── RECORDS PROVIDED
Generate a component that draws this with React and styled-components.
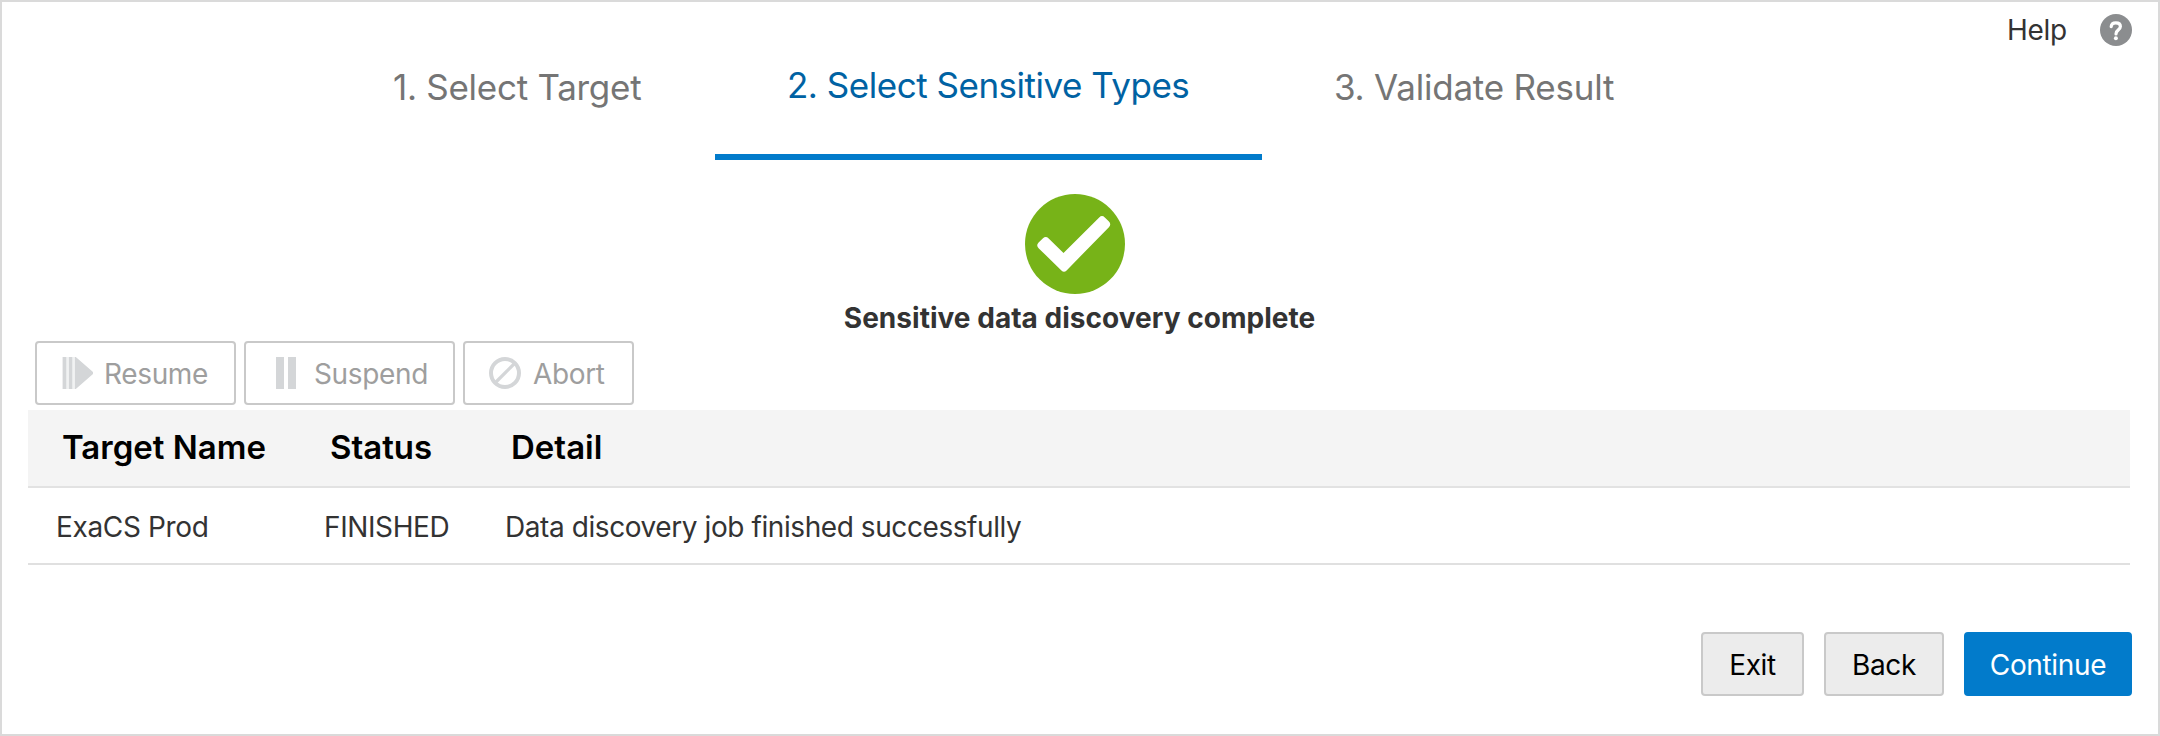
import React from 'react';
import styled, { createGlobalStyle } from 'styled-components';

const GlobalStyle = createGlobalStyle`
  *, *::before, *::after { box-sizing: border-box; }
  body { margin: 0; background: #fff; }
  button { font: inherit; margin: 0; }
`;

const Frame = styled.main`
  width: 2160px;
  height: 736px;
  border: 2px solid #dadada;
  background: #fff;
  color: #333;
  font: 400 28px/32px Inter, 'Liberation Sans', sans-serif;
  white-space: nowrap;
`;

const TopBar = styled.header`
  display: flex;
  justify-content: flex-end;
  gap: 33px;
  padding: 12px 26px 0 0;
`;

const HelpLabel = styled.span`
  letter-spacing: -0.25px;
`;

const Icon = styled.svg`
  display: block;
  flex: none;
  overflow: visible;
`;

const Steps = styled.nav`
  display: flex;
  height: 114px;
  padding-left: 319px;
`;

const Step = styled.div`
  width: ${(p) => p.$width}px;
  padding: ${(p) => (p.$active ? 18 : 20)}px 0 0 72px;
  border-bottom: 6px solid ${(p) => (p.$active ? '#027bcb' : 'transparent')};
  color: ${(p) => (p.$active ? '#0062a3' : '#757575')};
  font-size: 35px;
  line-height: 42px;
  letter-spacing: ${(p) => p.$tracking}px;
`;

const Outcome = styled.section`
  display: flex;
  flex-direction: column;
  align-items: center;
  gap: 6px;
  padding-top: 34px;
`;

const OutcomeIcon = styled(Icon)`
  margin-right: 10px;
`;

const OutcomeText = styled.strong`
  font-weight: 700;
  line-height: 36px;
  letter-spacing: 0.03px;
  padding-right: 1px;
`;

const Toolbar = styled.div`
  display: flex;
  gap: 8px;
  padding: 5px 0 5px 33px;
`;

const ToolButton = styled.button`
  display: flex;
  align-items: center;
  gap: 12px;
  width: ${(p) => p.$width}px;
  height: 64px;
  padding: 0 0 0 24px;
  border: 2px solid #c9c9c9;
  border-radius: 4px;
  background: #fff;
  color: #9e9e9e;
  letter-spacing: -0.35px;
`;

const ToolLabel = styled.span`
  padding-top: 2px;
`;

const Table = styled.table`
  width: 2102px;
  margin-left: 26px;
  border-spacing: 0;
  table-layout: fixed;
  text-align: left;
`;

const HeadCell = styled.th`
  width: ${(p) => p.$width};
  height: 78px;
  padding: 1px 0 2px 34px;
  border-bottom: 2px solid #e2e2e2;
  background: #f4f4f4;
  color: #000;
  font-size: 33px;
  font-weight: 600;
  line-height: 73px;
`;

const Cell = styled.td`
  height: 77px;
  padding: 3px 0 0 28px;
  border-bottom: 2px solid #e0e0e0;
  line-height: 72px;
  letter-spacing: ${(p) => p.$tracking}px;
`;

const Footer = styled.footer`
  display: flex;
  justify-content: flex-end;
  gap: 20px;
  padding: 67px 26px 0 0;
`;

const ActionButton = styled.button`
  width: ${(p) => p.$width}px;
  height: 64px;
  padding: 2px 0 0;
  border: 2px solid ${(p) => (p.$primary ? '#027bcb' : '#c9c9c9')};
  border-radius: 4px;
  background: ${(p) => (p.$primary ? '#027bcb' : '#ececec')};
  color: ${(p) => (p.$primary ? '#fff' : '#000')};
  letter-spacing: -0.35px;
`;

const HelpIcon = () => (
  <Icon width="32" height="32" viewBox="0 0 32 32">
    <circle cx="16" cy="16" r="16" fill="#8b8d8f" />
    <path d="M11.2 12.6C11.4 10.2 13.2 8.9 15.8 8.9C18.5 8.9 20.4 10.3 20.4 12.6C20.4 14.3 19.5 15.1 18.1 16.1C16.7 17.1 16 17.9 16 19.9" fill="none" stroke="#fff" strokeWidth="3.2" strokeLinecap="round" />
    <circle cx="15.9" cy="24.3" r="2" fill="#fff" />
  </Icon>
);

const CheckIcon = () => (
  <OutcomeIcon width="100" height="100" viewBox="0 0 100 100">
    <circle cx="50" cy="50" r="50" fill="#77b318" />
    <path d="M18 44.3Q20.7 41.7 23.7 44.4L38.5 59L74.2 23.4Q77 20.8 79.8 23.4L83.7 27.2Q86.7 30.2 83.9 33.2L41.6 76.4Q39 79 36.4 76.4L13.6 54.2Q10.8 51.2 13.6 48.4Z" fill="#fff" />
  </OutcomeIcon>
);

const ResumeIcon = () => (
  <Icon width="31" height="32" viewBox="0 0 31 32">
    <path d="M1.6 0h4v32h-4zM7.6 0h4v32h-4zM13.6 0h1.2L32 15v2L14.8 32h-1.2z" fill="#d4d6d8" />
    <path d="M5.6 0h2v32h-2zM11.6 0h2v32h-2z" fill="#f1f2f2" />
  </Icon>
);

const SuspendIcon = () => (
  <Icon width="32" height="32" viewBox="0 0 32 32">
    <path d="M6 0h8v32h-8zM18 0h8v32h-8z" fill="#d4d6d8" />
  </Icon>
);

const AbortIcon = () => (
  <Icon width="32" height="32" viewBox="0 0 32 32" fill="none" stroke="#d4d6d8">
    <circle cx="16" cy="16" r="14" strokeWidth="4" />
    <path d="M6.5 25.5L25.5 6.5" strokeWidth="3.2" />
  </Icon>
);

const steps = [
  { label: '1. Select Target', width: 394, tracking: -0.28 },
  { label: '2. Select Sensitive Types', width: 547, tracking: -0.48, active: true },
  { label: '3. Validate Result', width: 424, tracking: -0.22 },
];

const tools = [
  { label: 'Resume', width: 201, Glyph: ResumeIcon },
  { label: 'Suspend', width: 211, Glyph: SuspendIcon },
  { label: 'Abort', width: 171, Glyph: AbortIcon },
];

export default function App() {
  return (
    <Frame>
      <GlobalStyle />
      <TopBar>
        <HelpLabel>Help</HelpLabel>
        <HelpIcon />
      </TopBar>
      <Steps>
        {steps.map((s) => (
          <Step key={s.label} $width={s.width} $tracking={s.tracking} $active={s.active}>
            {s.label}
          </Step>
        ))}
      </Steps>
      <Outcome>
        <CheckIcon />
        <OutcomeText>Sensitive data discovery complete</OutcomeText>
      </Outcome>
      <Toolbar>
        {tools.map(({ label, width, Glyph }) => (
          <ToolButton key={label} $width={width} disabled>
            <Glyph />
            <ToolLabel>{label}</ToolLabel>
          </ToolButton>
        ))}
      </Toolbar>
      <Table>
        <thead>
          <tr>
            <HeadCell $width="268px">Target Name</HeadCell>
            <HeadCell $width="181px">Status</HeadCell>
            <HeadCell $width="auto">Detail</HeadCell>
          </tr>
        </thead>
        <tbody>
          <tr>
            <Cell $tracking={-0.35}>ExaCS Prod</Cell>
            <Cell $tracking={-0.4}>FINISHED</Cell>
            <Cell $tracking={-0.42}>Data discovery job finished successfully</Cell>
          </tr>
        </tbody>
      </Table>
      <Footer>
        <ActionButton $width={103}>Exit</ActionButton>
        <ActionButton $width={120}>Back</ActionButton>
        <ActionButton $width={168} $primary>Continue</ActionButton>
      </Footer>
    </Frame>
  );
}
────
── RECORDS PROVIDED
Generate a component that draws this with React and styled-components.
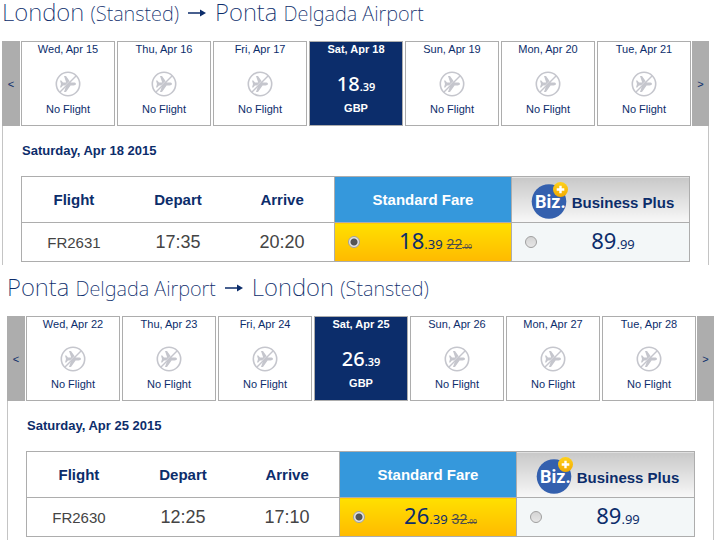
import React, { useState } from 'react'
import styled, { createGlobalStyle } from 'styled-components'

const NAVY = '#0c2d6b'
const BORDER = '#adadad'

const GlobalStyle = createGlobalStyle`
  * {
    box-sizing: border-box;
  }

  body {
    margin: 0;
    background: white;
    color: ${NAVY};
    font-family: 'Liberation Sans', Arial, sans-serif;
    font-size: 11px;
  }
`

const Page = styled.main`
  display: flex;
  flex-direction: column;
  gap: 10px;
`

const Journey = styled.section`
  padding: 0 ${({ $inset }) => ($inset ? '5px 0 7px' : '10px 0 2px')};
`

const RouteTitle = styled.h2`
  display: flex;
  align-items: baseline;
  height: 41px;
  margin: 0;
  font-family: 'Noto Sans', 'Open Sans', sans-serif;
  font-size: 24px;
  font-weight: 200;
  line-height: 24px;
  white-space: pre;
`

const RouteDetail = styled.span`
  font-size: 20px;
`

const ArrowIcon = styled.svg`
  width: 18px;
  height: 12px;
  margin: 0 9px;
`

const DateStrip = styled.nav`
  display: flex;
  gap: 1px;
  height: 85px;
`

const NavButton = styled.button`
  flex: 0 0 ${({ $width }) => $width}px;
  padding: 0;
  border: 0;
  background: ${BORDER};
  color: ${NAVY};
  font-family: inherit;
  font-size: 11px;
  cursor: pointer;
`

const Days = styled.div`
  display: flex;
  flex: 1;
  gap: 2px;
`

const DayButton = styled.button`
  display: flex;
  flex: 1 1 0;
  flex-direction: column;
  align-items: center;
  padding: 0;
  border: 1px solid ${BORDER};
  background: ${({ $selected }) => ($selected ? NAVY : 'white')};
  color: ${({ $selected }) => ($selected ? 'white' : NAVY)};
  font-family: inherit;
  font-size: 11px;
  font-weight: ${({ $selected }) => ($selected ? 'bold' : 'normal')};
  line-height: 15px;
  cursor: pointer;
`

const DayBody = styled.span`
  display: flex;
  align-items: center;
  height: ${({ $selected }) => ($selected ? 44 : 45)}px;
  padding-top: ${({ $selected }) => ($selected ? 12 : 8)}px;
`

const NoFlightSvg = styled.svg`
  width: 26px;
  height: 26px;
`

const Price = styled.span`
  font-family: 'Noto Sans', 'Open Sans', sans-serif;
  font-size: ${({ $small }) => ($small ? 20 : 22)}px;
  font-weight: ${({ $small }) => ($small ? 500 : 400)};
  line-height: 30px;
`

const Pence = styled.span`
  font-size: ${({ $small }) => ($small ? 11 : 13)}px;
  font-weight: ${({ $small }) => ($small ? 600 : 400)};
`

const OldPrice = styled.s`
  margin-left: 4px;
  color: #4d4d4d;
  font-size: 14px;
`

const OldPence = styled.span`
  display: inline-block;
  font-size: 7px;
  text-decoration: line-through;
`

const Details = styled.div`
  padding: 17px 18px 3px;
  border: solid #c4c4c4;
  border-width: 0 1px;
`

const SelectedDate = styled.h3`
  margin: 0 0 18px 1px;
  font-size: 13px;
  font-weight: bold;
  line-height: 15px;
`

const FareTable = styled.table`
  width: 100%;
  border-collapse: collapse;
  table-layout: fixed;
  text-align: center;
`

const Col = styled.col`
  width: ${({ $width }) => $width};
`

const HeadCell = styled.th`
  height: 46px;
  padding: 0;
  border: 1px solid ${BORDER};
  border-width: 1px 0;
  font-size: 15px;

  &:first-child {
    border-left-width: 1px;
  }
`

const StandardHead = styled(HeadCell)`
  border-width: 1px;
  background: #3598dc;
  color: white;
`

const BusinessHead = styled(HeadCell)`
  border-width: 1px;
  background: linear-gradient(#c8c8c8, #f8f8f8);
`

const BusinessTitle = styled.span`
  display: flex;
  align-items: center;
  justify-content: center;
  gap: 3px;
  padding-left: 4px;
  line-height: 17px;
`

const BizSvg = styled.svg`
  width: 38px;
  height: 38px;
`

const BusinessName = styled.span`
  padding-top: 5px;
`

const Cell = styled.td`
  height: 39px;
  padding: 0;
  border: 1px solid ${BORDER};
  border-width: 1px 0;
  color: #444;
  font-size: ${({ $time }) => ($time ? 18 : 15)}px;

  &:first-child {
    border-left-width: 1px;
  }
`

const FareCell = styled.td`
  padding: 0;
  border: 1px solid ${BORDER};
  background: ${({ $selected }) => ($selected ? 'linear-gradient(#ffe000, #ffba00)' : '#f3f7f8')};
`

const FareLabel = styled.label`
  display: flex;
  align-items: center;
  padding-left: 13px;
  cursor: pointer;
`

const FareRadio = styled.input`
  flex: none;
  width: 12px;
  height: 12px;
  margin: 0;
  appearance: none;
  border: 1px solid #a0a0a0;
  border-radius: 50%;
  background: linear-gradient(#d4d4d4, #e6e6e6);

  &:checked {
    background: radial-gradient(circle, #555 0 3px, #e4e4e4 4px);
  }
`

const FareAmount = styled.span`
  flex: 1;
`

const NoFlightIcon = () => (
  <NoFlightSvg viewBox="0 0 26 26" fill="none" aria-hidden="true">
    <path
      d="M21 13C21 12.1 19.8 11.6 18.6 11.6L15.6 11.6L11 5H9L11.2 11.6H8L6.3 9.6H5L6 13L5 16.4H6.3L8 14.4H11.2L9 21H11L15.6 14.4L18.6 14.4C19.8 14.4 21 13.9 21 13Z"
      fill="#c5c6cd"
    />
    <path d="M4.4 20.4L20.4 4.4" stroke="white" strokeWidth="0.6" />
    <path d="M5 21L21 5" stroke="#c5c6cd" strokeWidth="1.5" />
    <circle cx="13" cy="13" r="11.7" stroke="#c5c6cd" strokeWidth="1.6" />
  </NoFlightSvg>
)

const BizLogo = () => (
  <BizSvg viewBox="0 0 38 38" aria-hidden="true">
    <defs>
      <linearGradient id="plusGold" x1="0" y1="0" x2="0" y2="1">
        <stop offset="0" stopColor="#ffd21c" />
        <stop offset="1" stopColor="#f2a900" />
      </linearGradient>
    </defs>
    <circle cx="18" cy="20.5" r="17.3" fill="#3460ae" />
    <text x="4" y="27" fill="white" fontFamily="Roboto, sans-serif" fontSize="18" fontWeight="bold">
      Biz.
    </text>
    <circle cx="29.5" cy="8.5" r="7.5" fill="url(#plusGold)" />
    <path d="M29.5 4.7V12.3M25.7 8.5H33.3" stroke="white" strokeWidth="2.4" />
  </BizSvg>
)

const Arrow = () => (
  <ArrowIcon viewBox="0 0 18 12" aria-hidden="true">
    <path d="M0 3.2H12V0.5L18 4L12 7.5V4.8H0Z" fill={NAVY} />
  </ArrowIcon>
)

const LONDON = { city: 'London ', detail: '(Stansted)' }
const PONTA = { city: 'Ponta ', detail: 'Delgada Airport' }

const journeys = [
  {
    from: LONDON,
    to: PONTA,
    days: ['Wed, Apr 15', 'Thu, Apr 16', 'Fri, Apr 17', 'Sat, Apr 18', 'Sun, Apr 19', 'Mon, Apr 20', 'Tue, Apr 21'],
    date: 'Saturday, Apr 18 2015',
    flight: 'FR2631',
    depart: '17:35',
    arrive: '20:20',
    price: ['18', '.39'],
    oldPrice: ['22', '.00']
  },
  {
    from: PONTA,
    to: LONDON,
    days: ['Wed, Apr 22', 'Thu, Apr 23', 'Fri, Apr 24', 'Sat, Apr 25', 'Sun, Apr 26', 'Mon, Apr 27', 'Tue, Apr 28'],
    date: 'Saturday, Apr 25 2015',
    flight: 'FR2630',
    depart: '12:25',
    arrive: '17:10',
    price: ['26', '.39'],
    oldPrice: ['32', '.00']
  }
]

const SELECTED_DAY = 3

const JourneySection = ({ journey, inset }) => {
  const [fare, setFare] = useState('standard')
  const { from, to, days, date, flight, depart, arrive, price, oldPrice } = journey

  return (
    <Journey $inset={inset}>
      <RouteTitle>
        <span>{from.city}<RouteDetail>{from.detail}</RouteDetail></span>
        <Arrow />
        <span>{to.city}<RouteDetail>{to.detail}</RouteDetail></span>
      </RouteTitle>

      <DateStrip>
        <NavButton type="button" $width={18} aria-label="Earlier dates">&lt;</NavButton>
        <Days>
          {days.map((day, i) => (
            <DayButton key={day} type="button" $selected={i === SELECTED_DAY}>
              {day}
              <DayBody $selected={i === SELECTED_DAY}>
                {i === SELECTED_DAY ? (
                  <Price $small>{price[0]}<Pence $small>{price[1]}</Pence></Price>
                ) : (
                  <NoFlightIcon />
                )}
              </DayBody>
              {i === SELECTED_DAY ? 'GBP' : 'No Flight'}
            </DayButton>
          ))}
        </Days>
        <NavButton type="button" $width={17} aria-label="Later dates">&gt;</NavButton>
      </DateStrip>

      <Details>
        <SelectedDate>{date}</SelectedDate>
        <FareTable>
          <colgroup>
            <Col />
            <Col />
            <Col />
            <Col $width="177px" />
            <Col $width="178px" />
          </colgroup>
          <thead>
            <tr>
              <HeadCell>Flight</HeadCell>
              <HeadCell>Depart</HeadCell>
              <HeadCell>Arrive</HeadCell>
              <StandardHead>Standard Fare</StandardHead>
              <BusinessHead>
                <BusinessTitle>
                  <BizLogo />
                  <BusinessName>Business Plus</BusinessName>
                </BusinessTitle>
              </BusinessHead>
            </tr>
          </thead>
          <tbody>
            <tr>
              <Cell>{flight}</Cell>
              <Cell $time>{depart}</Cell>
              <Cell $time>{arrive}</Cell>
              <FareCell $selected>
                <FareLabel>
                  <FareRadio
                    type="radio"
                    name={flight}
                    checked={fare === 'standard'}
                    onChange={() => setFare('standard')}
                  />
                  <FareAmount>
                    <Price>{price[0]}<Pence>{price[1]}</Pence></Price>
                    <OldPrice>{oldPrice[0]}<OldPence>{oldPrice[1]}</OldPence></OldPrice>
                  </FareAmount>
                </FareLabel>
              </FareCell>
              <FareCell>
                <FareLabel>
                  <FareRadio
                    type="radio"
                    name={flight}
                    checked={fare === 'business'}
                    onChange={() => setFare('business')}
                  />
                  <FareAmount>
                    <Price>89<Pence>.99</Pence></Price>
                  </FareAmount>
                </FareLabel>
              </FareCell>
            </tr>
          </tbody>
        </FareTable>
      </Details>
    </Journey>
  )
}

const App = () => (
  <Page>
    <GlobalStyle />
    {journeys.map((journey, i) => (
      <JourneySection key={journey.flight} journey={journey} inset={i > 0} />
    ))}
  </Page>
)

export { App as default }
────
── RECORDS PROVIDED
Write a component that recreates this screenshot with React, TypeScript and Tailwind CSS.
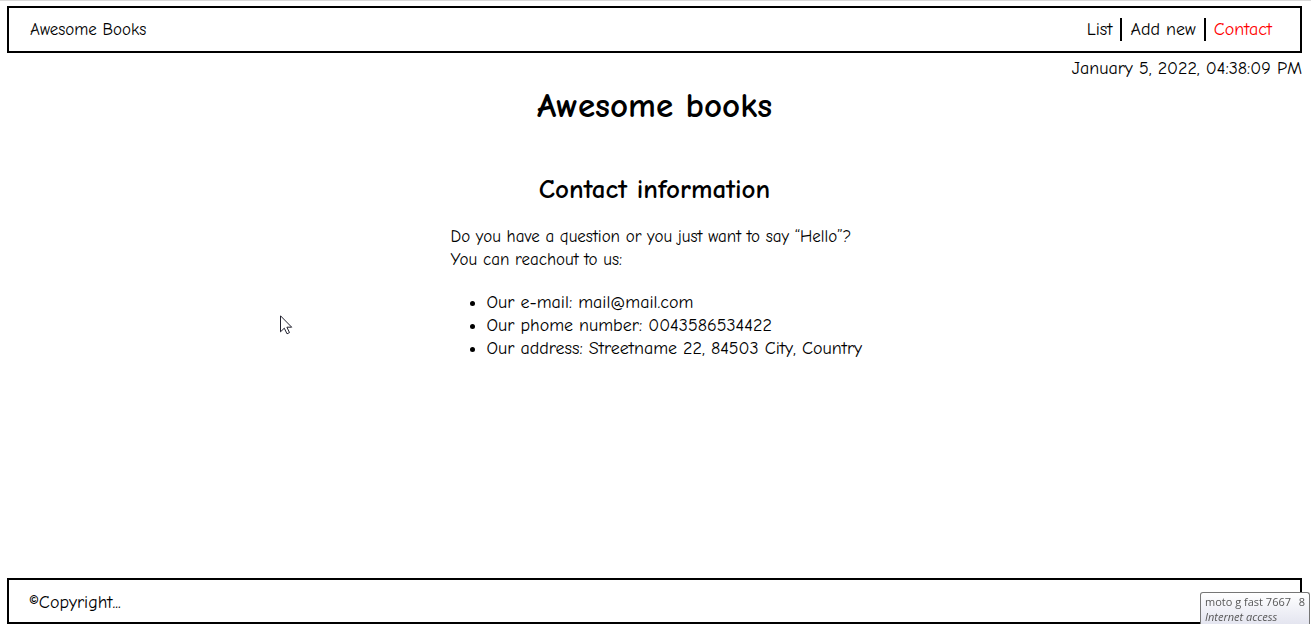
────
Go over the entries above and say how many lines hold the string "components", with no other text.

4